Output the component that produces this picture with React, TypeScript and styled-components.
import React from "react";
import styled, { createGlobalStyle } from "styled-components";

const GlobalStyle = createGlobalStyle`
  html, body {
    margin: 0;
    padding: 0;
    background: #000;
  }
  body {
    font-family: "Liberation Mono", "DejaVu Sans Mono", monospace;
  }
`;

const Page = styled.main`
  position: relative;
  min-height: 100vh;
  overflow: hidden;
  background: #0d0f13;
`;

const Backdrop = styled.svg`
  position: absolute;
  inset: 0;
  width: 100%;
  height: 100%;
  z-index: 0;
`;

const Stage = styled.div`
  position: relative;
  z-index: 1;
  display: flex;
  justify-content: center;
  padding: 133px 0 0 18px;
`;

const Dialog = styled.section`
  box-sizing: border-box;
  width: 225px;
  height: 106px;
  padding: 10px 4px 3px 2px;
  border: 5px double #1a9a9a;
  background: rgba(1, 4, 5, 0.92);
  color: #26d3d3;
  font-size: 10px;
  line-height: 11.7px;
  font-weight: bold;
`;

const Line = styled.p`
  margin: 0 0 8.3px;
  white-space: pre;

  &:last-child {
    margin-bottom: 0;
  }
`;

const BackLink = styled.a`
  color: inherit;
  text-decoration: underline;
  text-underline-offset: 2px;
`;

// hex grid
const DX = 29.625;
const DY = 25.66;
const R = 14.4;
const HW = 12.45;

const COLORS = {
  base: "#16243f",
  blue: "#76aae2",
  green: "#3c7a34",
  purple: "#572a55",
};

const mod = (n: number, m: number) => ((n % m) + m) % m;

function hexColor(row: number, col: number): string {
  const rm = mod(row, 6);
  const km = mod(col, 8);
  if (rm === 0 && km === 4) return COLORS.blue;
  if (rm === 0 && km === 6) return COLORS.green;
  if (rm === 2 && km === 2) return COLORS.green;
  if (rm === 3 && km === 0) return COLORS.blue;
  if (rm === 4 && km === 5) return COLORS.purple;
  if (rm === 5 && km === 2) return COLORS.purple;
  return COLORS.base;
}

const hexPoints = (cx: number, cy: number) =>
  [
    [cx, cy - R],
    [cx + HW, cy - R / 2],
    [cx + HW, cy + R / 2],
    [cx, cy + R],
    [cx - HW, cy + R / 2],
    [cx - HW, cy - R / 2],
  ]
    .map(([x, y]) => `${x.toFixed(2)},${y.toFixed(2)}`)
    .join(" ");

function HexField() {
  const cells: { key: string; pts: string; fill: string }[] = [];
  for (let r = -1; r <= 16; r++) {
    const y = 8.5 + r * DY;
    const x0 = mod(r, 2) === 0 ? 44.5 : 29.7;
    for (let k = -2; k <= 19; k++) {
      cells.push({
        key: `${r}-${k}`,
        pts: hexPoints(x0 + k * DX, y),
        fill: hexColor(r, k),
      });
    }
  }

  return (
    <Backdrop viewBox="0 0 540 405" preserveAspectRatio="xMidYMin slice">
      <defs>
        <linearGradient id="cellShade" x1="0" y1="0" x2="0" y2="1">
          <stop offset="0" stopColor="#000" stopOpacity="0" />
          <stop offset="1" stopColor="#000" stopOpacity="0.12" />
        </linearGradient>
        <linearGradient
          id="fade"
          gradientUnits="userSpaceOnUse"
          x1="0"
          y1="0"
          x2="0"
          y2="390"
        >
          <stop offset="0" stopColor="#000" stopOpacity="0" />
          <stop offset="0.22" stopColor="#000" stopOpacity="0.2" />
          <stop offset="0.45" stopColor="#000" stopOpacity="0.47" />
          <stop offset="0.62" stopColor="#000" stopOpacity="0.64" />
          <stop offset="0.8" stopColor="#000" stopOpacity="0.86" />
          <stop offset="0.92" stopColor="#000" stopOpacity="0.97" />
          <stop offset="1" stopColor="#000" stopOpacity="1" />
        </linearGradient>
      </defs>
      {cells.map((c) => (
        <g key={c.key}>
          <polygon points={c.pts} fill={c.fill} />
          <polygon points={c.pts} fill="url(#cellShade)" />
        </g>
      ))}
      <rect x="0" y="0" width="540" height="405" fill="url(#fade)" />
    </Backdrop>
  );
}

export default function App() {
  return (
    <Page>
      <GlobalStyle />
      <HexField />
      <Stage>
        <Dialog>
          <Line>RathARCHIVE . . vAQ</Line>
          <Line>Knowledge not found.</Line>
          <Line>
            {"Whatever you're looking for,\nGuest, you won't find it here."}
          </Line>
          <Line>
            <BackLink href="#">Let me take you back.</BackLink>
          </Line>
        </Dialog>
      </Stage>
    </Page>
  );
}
----------
* [WHAT YOU HAVE TO DO]
Print the material verbatim, all of it.

* [SOLUTION TO THIS EXERCISE]
Output the component that produces this picture with React, TypeScript and styled-components.
import React from "react";
import styled, { createGlobalStyle } from "styled-components";

const GlobalStyle = createGlobalStyle`
  html, body {
    margin: 0;
    padding: 0;
    background: #000;
  }
  body {
    font-family: "Liberation Mono", "DejaVu Sans Mono", monospace;
  }
`;

const Page = styled.main`
  position: relative;
  min-height: 100vh;
  overflow: hidden;
  background: #0d0f13;
`;

const Backdrop = styled.svg`
  position: absolute;
  inset: 0;
  width: 100%;
  height: 100%;
  z-index: 0;
`;

const Stage = styled.div`
  position: relative;
  z-index: 1;
  display: flex;
  justify-content: center;
  padding: 133px 0 0 18px;
`;

const Dialog = styled.section`
  box-sizing: border-box;
  width: 225px;
  height: 106px;
  padding: 10px 4px 3px 2px;
  border: 5px double #1a9a9a;
  background: rgba(1, 4, 5, 0.92);
  color: #26d3d3;
  font-size: 10px;
  line-height: 11.7px;
  font-weight: bold;
`;

const Line = styled.p`
  margin: 0 0 8.3px;
  white-space: pre;

  &:last-child {
    margin-bottom: 0;
  }
`;

const BackLink = styled.a`
  color: inherit;
  text-decoration: underline;
  text-underline-offset: 2px;
`;

// hex grid
const DX = 29.625;
const DY = 25.66;
const R = 14.4;
const HW = 12.45;

const COLORS = {
  base: "#16243f",
  blue: "#76aae2",
  green: "#3c7a34",
  purple: "#572a55",
};

const mod = (n: number, m: number) => ((n % m) + m) % m;

function hexColor(row: number, col: number): string {
  const rm = mod(row, 6);
  const km = mod(col, 8);
  if (rm === 0 && km === 4) return COLORS.blue;
  if (rm === 0 && km === 6) return COLORS.green;
  if (rm === 2 && km === 2) return COLORS.green;
  if (rm === 3 && km === 0) return COLORS.blue;
  if (rm === 4 && km === 5) return COLORS.purple;
  if (rm === 5 && km === 2) return COLORS.purple;
  return COLORS.base;
}

const hexPoints = (cx: number, cy: number) =>
  [
    [cx, cy - R],
    [cx + HW, cy - R / 2],
    [cx + HW, cy + R / 2],
    [cx, cy + R],
    [cx - HW, cy + R / 2],
    [cx - HW, cy - R / 2],
  ]
    .map(([x, y]) => `${x.toFixed(2)},${y.toFixed(2)}`)
    .join(" ");

function HexField() {
  const cells: { key: string; pts: string; fill: string }[] = [];
  for (let r = -1; r <= 16; r++) {
    const y = 8.5 + r * DY;
    const x0 = mod(r, 2) === 0 ? 44.5 : 29.7;
    for (let k = -2; k <= 19; k++) {
      cells.push({
        key: `${r}-${k}`,
        pts: hexPoints(x0 + k * DX, y),
        fill: hexColor(r, k),
      });
    }
  }

  return (
    <Backdrop viewBox="0 0 540 405" preserveAspectRatio="xMidYMin slice">
      <defs>
        <linearGradient id="cellShade" x1="0" y1="0" x2="0" y2="1">
          <stop offset="0" stopColor="#000" stopOpacity="0" />
          <stop offset="1" stopColor="#000" stopOpacity="0.12" />
        </linearGradient>
        <linearGradient
          id="fade"
          gradientUnits="userSpaceOnUse"
          x1="0"
          y1="0"
          x2="0"
          y2="390"
        >
          <stop offset="0" stopColor="#000" stopOpacity="0" />
          <stop offset="0.22" stopColor="#000" stopOpacity="0.2" />
          <stop offset="0.45" stopColor="#000" stopOpacity="0.47" />
          <stop offset="0.62" stopColor="#000" stopOpacity="0.64" />
          <stop offset="0.8" stopColor="#000" stopOpacity="0.86" />
          <stop offset="0.92" stopColor="#000" stopOpacity="0.97" />
          <stop offset="1" stopColor="#000" stopOpacity="1" />
        </linearGradient>
      </defs>
      {cells.map((c) => (
        <g key={c.key}>
          <polygon points={c.pts} fill={c.fill} />
          <polygon points={c.pts} fill="url(#cellShade)" />
        </g>
      ))}
      <rect x="0" y="0" width="540" height="405" fill="url(#fade)" />
    </Backdrop>
  );
}

export default function App() {
  return (
    <Page>
      <GlobalStyle />
      <HexField />
      <Stage>
        <Dialog>
          <Line>RathARCHIVE . . vAQ</Line>
          <Line>Knowledge not found.</Line>
          <Line>
            {"Whatever you're looking for,\nGuest, you won't find it here."}
          </Line>
          <Line>
            <BackLink href="#">Let me take you back.</BackLink>
          </Line>
        </Dialog>
      </Stage>
    </Page>
  );
}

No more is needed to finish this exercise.